Sarah le dio la copa y la condesa la vació sin que sus pálidas mejillas cambiaran siquiera ligeramente de color. Solo el brillo de sus ojos verde esmeralda pareció intensificarse un poco.

—Bien —comentó Cranston—, creo que todos tenemos cosas que hacer. Iré a ver al paciente y luego me prepararé para el viaje.

—Yo también —afirmó Sarah—. Además, aún tengo que realizar algunas compras antes de partir.

—Hágalo —dijo la condesa—. Antonín volverá ahora mismo a la estación a confirmar la reserva del coche cama y a arreglar las cuestiones económicas. No podemos perder tiempo, ¿verdad? Propongo que nos volvamos a encontrar aquí, en el salón…, ¿dentro de tres horas?

—De acuerdo —dijo Sarah, y puesto que Hingis y Cranston asintieron con sendos gestos de cabeza, ya estaba todo dicho.

Sarah Kincaid y los dos hombres se despidieron para dedicarse a sus propios asuntos, y la condesa se quedó. Cuando sus nuevos aliados habían salido del salón, la sonrisa solícita y dulce desapareció del semblante de Ludmilla de Czerny como si nunca hubiera estado allí.

La condesa volvió a sentarse y, absorta en sus pensamientos, se quedó contemplando el fuego que ardía en la chimenea incluso cuando uno de los paneles de la pared se abrió, deslizándose a un lado con un leve rumor, y pudo verse un pasadizo que hasta entonces había permanecido oculto.

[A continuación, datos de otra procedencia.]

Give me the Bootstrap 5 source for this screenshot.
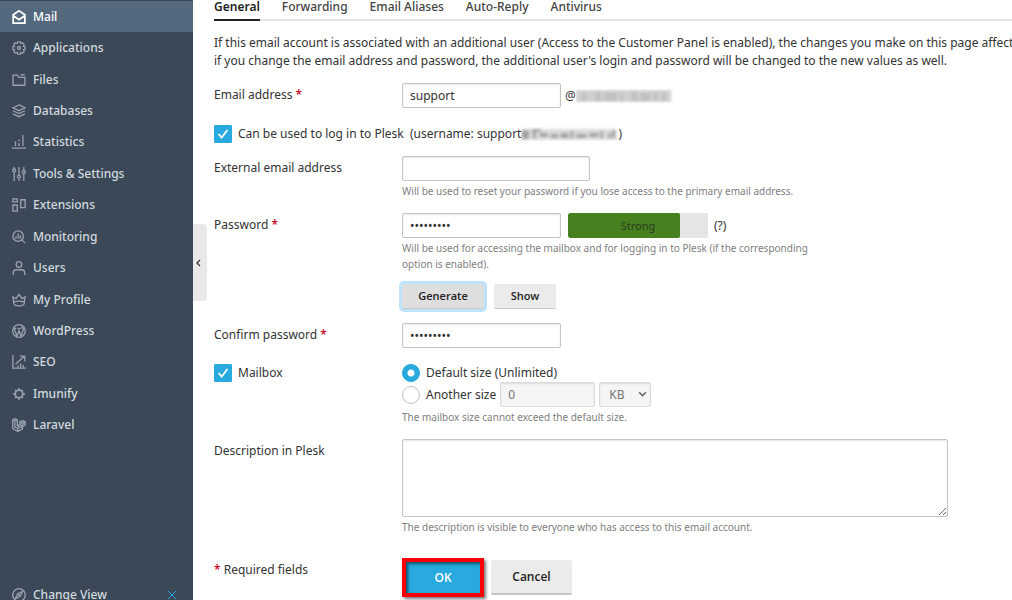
<!DOCTYPE html>
<html lang="en">
<head>
<meta charset="utf-8">
<meta name="viewport" content="width=device-width, initial-scale=1">
<title>Mail account - Plesk</title>
<link href="https://cdn.jsdelivr.net/npm/bootstrap@5.3.0/dist/css/bootstrap.min.css" rel="stylesheet">
<style>
  body { font: 400 12px/18px "Noto Sans", "Open Sans", sans-serif; color: #333; }
  .shell { height: 100vh; }

  /* Sidebar */
  .side { width: 193px; height: calc(100vh + 10px); background: #3a4858; }
  .side-list { min-height: 440px; grid-auto-rows: 1fr; margin-top: 1px; }
  .side-link { padding: 0 12px; gap: 7px; color: #d4dade; font-weight: 500; text-decoration: none; }
  .side-link svg { width: 14px; height: 14px; flex: none; fill: none; stroke: #98a3ae; stroke-width: 1.5; }
  .side-link.active { background: #54697d; color: #fff; }
  .side-link.active svg { stroke: #fff; stroke-width: 2; }
  .side-foot { height: 31px; }
  .side-foot .close-x { width: 8px; height: 8px; margin-right: 17px; stroke: #28aade; }
  .collapse-btn { left: 193px; top: 224px; width: 14px; height: 77px; padding: 0 0 0 3px; background: #e9e9e9; border-radius: 0 4px 4px 0; }

  /* Main area */
  .content-pane { padding-left: 21px; min-width: 0; }
  .tab-row { gap: 22px; border-bottom: 2px solid #e6e6e6; }
  .tab-link { color: #444; font-weight: 500; line-height: 14px; padding-bottom: 5px; margin-bottom: -2px; border-bottom: 2px solid transparent; text-decoration: none; }
  .tab-link.active { color: #222; font-weight: 600; border-color: #222; }
  .intro { margin: 13px 0; }
  .line-a { margin-top: 13px; }
  .line-b { margin-top: 14px; }
  .line-c { margin-top: 17px; }
  .line-d { margin-top: 23px; }
  .form-line { display: grid; grid-template-columns: 188px minmax(0, 1fr); align-items: start; }
  .line-label { padding-top: 3px; }
  .req { color: #c8102e; font-weight: 600; }
  .box { height: 25px; padding: 0 7px; font-size: 12px; line-height: 18px; color: #333; border: 1px solid #c4c4c4; border-radius: 2px; box-shadow: inset 0 1px 2px #0000001a; }
  .box:disabled { background-color: #f5f5f5; color: #777; border-color: #dcdcdc; opacity: 1; }
  .w-std { width: 159px; margin-right: 4px; }
  .w-wide { width: 188px; }
  .w-size { width: 95px; }
  select.box { width: 52px; padding: 0 9px; appearance: none; background: url("data:image/svg+xml,%3Csvg xmlns='http://www.w3.org/2000/svg' viewBox='0 0 8 6'%3E%3Cpath d='M1 1l3 3 3-3' fill='none' stroke='%23666' stroke-width='1.4'/%3E%3C/svg%3E") no-repeat right 3px center / 9px 7px; }
  .hint { color: #808080; font-size: 10px; line-height: 16px; margin-top: 2px; }
  .hint-narrow { max-width: 430px; }
  .area { width: 546px; max-width: 100%; height: 78px; display: block; resize: both; }
  .tick { width: 18px; height: 18px; margin: 0 6px 0 0; flex: none; border-color: #c4c4c4; }
  .tick[type=checkbox] { border-radius: 1px; }
  .tick:checked { background-color: #28aade; border-color: #28aade; }
  .tick[type=checkbox]:checked { background-image: url("data:image/svg+xml,%3Csvg xmlns='http://www.w3.org/2000/svg' viewBox='0 0 18 18'%3E%3Cpath d='M4 9l3.500 4L14 4.500' fill='none' stroke='white' stroke-width='2'/%3E%3C/svg%3E"); }
  .tick[type=radio]:checked { background-image: radial-gradient(circle, #fff 3px, #28aade 4px); }
  .masked { width: 97px; height: 14px; }

  .meter { width: 140px; height: 25px; margin: 0 6px 0 3px; font-size: 11px; background: #e5e5e5; border-radius: 2px; }
  .meter-fill { background: #47801e; border-radius: 2px; }
  .meter-text { color: #2c3b22; }

  .act { border: 0; border-bottom: 1px solid #c4c4c4; border-radius: 2px; background: #ebebeb; color: #222; font-family: "Open Sans", sans-serif; font-weight: 600; padding: 0; }
  .act-sm { height: 25px; font-size: 11px; width: 62px; }
  .act-gen { width: 82px; background: #dedede; box-shadow: 0 0 0 3px #bfe3fb; margin-right: 10px; }
  .act-row { margin-top: 12px; }
  .act-lg { height: 35px; width: 81px; font-size: 12px; border-bottom-width: 2px; }
  .act-ok { width: 82px; height: 39px; margin-right: 7px; background: #28aade; color: #fff; border: 4px solid #f80008; border-radius: 0; box-shadow: 2px 2px 3px #0008, inset 2px 2px 3px #0008; }
</style>
</head>
<body>
<div class="shell d-flex overflow-hidden position-relative">

  <aside class="side d-flex flex-column flex-shrink-0">
    <nav class="side-list d-grid" aria-label="Main">
      <a class="side-link active d-flex align-items-center" href="#"><svg viewBox="0 0 16 16"><path d="M1.300 5.500 8 1l6.700 4.500V15H1.300zM1.500 6.500 8 11l6.500-4.500"/></svg>Mail</a>
      <a class="side-link d-flex align-items-center" href="#"><svg viewBox="0 0 16 16"><path d="M6.500 1h3l.5 2 2-1 2 2-1 2 2 .5v3l-2 .5 1 2-2 2-2-1-.5 2h-3L6 13l-2 1-2-2 1-2-2-.5v-3L3 6 2 4l2-2 2 1z"/><circle cx="8" cy="8" r="1.700"/></svg>Applications</a>
      <a class="side-link d-flex align-items-center" href="#"><svg viewBox="0 0 16 16"><path d="M1.200 2.500H6L8 5h6.800v9H1.200zM9.500 2.200h5.300"/></svg>Files</a>
      <a class="side-link d-flex align-items-center" href="#"><svg viewBox="0 0 16 16"><path d="M8 1l7 3.300-7 3.300-7-3.300zM1 7.700 8 11l7-3.300M1 11.200l7 3.300 7-3.300"/></svg>Databases</a>
      <a class="side-link d-flex align-items-center" href="#"><svg viewBox="0 0 16 16"><path d="M0 15h16M4 7v5.500M8 9v3.500M8 5v2M12.500 0v12.500"/></svg>Statistics</a>
      <a class="side-link d-flex align-items-center" href="#"><svg viewBox="0 0 16 16"><path d="M2.500 0v2M2.500 6v10M8 0v9M8 13v3M13.500 0v4M13.500 8v8"/><circle cx="2.500" cy="4" r="1.700"/><circle cx="8" cy="11" r="1.700"/><circle cx="13.500" cy="6" r="1.700"/></svg>Tools &amp; Settings</a>
      <a class="side-link d-flex align-items-center" href="#"><svg viewBox="0 0 16 16"><path d="M1 1h5v3.500H1zM1 8h5v7H1zM10 2h5v9h-5z"/></svg>Extensions</a>
      <a class="side-link d-flex align-items-center" href="#"><svg viewBox="0 0 16 16"><circle cx="7" cy="7" r="6"/><path d="M11.300 11.300 15 15M4.500 7v3M7 4v6M9.500 6v4"/></svg>Monitoring</a>
      <a class="side-link d-flex align-items-center" href="#"><svg viewBox="0 0 16 16"><circle cx="8" cy="4" r="3.200"/><path d="M1.500 16v-2.500q0-3.500 3.500-3.500h6q3.500 0 3.500 3.500V16"/></svg>Users</a>
      <a class="side-link d-flex align-items-center" href="#"><svg viewBox="0 0 16 16"><path d="M2 10 1 4.500 4.500 6.500 8 1.500l3.500 5L15 4.500 14 10q1 4.700-6 4.700T2 10zM2 10.500q6-2.500 12 0"/></svg>My Profile</a>
      <a class="side-link d-flex align-items-center" href="#"><svg viewBox="0 0 16 16"><circle cx="8" cy="8" r="7.200"/><path d="M2.500 5l3.200 9L8 7.500 10.300 14 13 6q-1.500-2-2-3M2 5h3M6.500 5H10"/></svg>WordPress</a>
      <a class="side-link d-flex align-items-center" href="#"><svg viewBox="0 0 16 16"><path d="M1 0v15h15M4 10.500l10-9M9 1.200h5.500V7M7 12v2M10 9.500V14M13 11.500V14"/></svg>SEO</a>
      <a class="side-link d-flex align-items-center" href="#"><svg viewBox="0 0 16 16"><circle cx="8" cy="8" r="4.300" stroke-width="2"/><path d="M8 1v3M8 12v3M1 8h3M12 8h3M3.300 3.300l1.800 1.800M10.900 10.900l1.800 1.800M3.300 12.700l1.800-1.800M10.900 5.100l1.800-1.800"/></svg>Imunify</a>
      <a class="side-link d-flex align-items-center" href="#"><svg viewBox="0 0 16 16" stroke-linejoin="round"><path d="M.8 2 3.300.8 6 2v7l3-1.700V4.500L12.200 3l3 1.500v3.300L12 9.500v3L6.500 15.400.8 12zM.8 2l2.500 1.400L6 2M3.300 3.400v7L6.500 12 12 9.500M6 9l3 1.500M9 4.500l3.200 1.700 3-1.700M12.200 6.200v3.300L9 7.500M6.500 12v3.400"/></svg>Laravel</a>
    </nav>
    <div class="side-foot d-flex align-items-center justify-content-between mt-auto">
      <a class="side-link d-flex align-items-center" href="#"><svg viewBox="0 0 16 16"><circle cx="8" cy="8" r="7.200"/><path d="M12 4 9.500 9.500 4 12l2.500-5.500zM6.500 6.500l3 3"/></svg>Change View</a>
      <svg class="close-x" viewBox="0 0 8 8"><path d="M0 0l8 8M8 0 0 8"/></svg>
    </div>
  </aside>

  <button type="button" class="collapse-btn position-absolute border-0 d-flex align-items-center" aria-label="Collapse sidebar">
    <svg width="5" height="8" viewBox="0 0 5 8" fill="none" stroke="#333" stroke-width="1.300"><path d="M4 1 1 4l3 3"/></svg>
  </button>

  <main class="content-pane flex-grow-1 overflow-hidden">
    <nav class="tab-row d-flex" aria-label="Account sections">
      <a class="tab-link active" href="#">General</a>
      <a class="tab-link" href="#">Forwarding</a>
      <a class="tab-link" href="#">Email Aliases</a>
      <a class="tab-link" href="#">Auto-Reply</a>
      <a class="tab-link" href="#">Antivirus</a>
    </nav>

    <p class="intro text-nowrap">If this email account is associated with an additional user (Access to the Customer Panel is enabled), the changes you make on this page affect<br>if you change the email address and password, the additional user's login and password will be changed to the new values as well.</p>

    <form>
      <div class="form-line">
        <label class="line-label" for="email">Email address <span class="req">*</span></label>
        <div class="d-flex align-items-center">
          <input class="box w-std" id="email" type="text" value="support">
          <span>@</span>
          <svg class="masked" viewBox="0 0 98 14" aria-hidden="true"><defs><filter id="soft"><feGaussianBlur stdDeviation="1.500"/></filter></defs><g filter="url(#soft)"><path fill="#d0d0d0" d="M0 1h96v12H0z"/><path fill="#c0c0c0" d="M6 4h4v8H6zM20 3h5v9h-5zM29 4h12v8H29zM45 4h3v8h-3zM56 3h6v9h-6zM65 4h10v8H65zM79 4h3v8h-3zM87 4h4v8h-4z"/></g></svg>
        </div>
      </div>

      <div class="d-flex align-items-center line-c">
        <input class="form-check-input tick" type="checkbox" id="login" checked>
        <label class="text-nowrap" for="login">Can be used to log in to Plesk &nbsp;(username: support</label>
        <svg class="masked" viewBox="0 0 98 14" aria-hidden="true"><g filter="url(#soft)"><path fill="#dcdcdc" d="M0 2h97v11H0z"/><path fill="#a0a0a0" d="M1 3h7v9H1zM11 2h9v3h-9zM12 5h3v7h-3zM19 6h8v4h-8zM30 7h7v4h-7zM40 6h8v5h-8zM50 4h3v7h-3zM56 7h10v4H56zM69 6h9v4h-9zM80 4h3v7h-3zM88 6h3v5h-3zM92 3h3v8h-3z"/></g></svg>
        <span>)</span>
      </div>

      <div class="form-line line-a">
        <label class="line-label" for="external">External email address</label>
        <div>
          <input class="box w-wide d-block" id="external" type="text">
          <div class="hint">Will be used to reset your password if you lose access to the primary email address.</div>
        </div>
      </div>

      <div class="form-line line-b">
        <label class="line-label" for="pass">Password <span class="req">*</span></label>
        <div>
          <div class="d-flex align-items-center">
            <input class="box w-std" id="pass" type="password" value="plesk1234">
            <div class="meter position-relative overflow-hidden">
              <div class="meter-fill h-100" style="width:80%"></div>
              <span class="meter-text position-absolute top-0 start-0 w-100 h-100 d-flex align-items-center justify-content-center">Strong</span>
            </div>
            <span>(?)</span>
          </div>
          <div class="hint hint-narrow">Will be used for accessing the mailbox and for logging in to Plesk (if the corresponding option is enabled).</div>
          <div class="d-flex act-row">
            <button type="button" class="act act-sm act-gen">Generate</button>
            <button type="button" class="act act-sm">Show</button>
          </div>
        </div>
      </div>

      <div class="form-line line-b">
        <label class="line-label" for="confirm">Confirm password <span class="req">*</span></label>
        <input class="box w-std" id="confirm" type="password" value="plesk1234">
      </div>

      <div class="form-line mt-3">
        <div class="d-flex align-items-center">
          <input class="form-check-input tick" type="checkbox" id="mailbox" checked>
          <label for="mailbox">Mailbox</label>
        </div>
        <div>
          <div class="d-flex align-items-center">
            <input class="form-check-input tick" type="radio" name="size" id="size-default" checked>
            <label for="size-default">Default size (Unlimited)</label>
          </div>
          <div class="d-flex align-items-center">
            <input class="form-check-input tick" type="radio" name="size" id="size-other">
            <label class="me-1" for="size-other">Another size</label>
            <input class="box w-size" type="text" value="0" aria-label="Mailbox size" disabled>
            <select class="box ms-1" aria-label="Size unit" disabled><option>KB</option></select>
          </div>
          <div class="hint">The mailbox size cannot exceed the default size.</div>
        </div>
      </div>

      <div class="form-line line-b">
        <label class="line-label" for="desc">Description in Plesk</label>
        <div>
          <textarea class="box area" id="desc"></textarea>
          <div class="hint">The description is visible to everyone who has access to this email account.</div>
        </div>
      </div>

      <div class="form-line line-d">
        <div class="line-label"><span class="req">*</span> Required fields</div>
        <div class="d-flex align-items-center">
          <button type="submit" class="act act-lg act-ok">OK</button>
          <button type="button" class="act act-lg">Cancel</button>
        </div>
      </div>
    </form>
  </main>
</div>
<script src="https://cdn.jsdelivr.net/npm/bootstrap@5.3.0/dist/js/bootstrap.bundle.min.js"></script>
</body>
</html>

La condesa no se dignó mirar a la figura gigantesca y cubierta con una capa que salió por él y se le acercó.

—¿Y bien? —preguntó el gigante.

—No cabe duda —contestó la condesa, permitiéndose una risa contenida y sarcástica—. Ya es nuestro.

El gigante la miró y por fin la condesa se dignó levantar la vista y fijarla en un rostro con una frente despejada, desde donde la observaba un único ojo.